His teammates include fellow all-rounder Jan Frylinck, who is both a superb seam bowler and a dangerous batsman, especially at the death. Speaking of batting, captain Gerhard Erasmus will have to shoulder the bulk of Namibia's batting load, but he's shown before that he's up to the task-- such as in the 2019 T20 World Cup Qualifier, where only Paul Stirling outscored him.
Also watch out for: JJ Smit, Bernard Scholtz, Stephan Baard
Papua New Guinea
For Papua New Guinea to qualify for the Super 12 of this year's T20 World Cup, they'll need the astute captaincy, steady batting, and tricky off-spin of Assad Vala for sure.
But "The Barramundis", as PNG are called, much more than a one-man show: Norman Vanua and his crafty seam bowling and lower-order runs have bailed PNG out of many a tricky situation (his performance against Kenya in the 2019 T20 WC Qualifier speaks volumes), while Tony Ura, if he can turn his form around, is the batsman PNG need to set up challenging totals for their bowlers to work with in this year's T20 World Cup.

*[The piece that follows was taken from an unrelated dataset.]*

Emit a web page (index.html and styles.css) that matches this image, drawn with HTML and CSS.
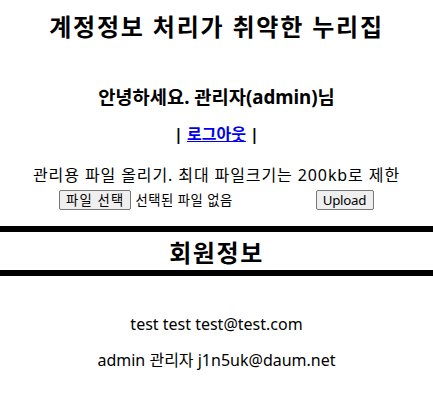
FILE: index.html
```html
<!DOCTYPE html>
<html lang="ko">
<head>
<meta charset="utf-8">
<title>계정정보 처리가 취약한 누리집</title>
<link rel="stylesheet" href="styles.css">
</head>
<body>
<div class="page">
  <h2 class="title">계정정보 처리가 취약한 누리집</h2>
  <h3 class="greet">안녕하세요. 관리자(admin)님</h3>
  <p class="logout">| <a href="#">로그아웃</a> |</p>
  <p class="notice">관리용 파일 올리기. 최대 파일크기는 200kb로 제한</p>
  <form class="upload">
    <span class="file">
      <button type="button" class="btn btn-ko">파일 선택</button>
      <span class="file-name">선택된 파일 없음</span>
    </span>
    <button type="button" class="btn btn-en">Upload</button>
  </form>
  <hr class="rule rule-top">
  <h2 class="section">회원정보</h2>
  <hr class="rule">
  <div class="members">
    <p class="member">test test test@test.com</p>
    <p class="member">admin 관리자 j1n5uk@daum.net</p>
  </div>
</div>
</body>
</html>
```
FILE: styles.css
```css
html, body {
  margin: 0;
  padding: 0;
  background: #fff;
}
body {
  font-family: "Noto Sans", "Noto Sans CJK KR", sans-serif;
  color: #000;
  font-size: 16px;
}
.page {
  display: flex;
  flex-direction: column;
  align-items: center;
  text-align: center;
}
.title {
  margin: 11px 0 0;
  font-size: 24px;
  line-height: 32px;
  font-weight: 700;
  letter-spacing: 1.8px;
}
.greet {
  margin: 41px 0 0;
  font-size: 18.72px;
  line-height: 26px;
  font-weight: 700;
}
.logout {
  margin: 13px 0 0;
  font-weight: 700;
  line-height: 22px;
}
.logout a {
  color: #0000ee;
  text-decoration: underline;
}
.notice {
  margin: 19px 0 0;
  line-height: 22px;
  letter-spacing: 0.9px;
}
.upload {
  margin: 3px 0 0;
  display: flex;
  align-items: center;
  gap: 83px;
  height: 21px;
}
.file {
  display: flex;
  align-items: center;
  gap: 4px;
  font-size: 13.33px;
  letter-spacing: 0.5px;
}
.btn {
  font-family: inherit;
  font-size: 13.33px;
  height: 20px;
  padding: 0 6px;
  line-height: 18px;
  background: #efefef;
  border: 1px solid #767676;
  border-radius: 2px;
  color: #000;
}
.btn-ko {
  letter-spacing: 1.2px;
}
.btn-en {
  letter-spacing: -0.3px;
  padding: 0 7px 0 6px;
}
.rule {
  align-self: stretch;
  margin: 0;
  border: 0;
  height: 6px;
  background: #000;
}
.rule-top {
  margin-top: 16px;
}
.section {
  margin: 6px 0 2px;
  font-size: 24px;
  line-height: 30px;
  font-weight: 700;
  letter-spacing: 1.6px;
}
.members {
  margin-top: 37px;
  display: flex;
  flex-direction: column;
  gap: 14px;
}
.member {
  margin: 0;
  line-height: 22px;
}
```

Also watch out for: Damien Ravu, Nosaina Pokana, Charles Amini
Oman's success in the 2019 T20 World Cup Qualifier was in large part thanks to aggressive opener Jatinder Singh, who scored the third-most runs in the tournament, and fast bowler Bilal Khan, who claimed the most wickets (18, at an average of). Both are in good form, too, with Singh even scoring a 60-ball ODI ton against Nepal recently.
Captain and No.9 all-rounder Zeeshan Maqsood may not stand out in comparison, but as one of the best of his team's all-rounders, his contributions in familiar conditions could be the difference between Oman making it to the Super 12 in this T20 World Cup and getting left behind, especially considering Khawar Ali's uncertain form given his recent injuries.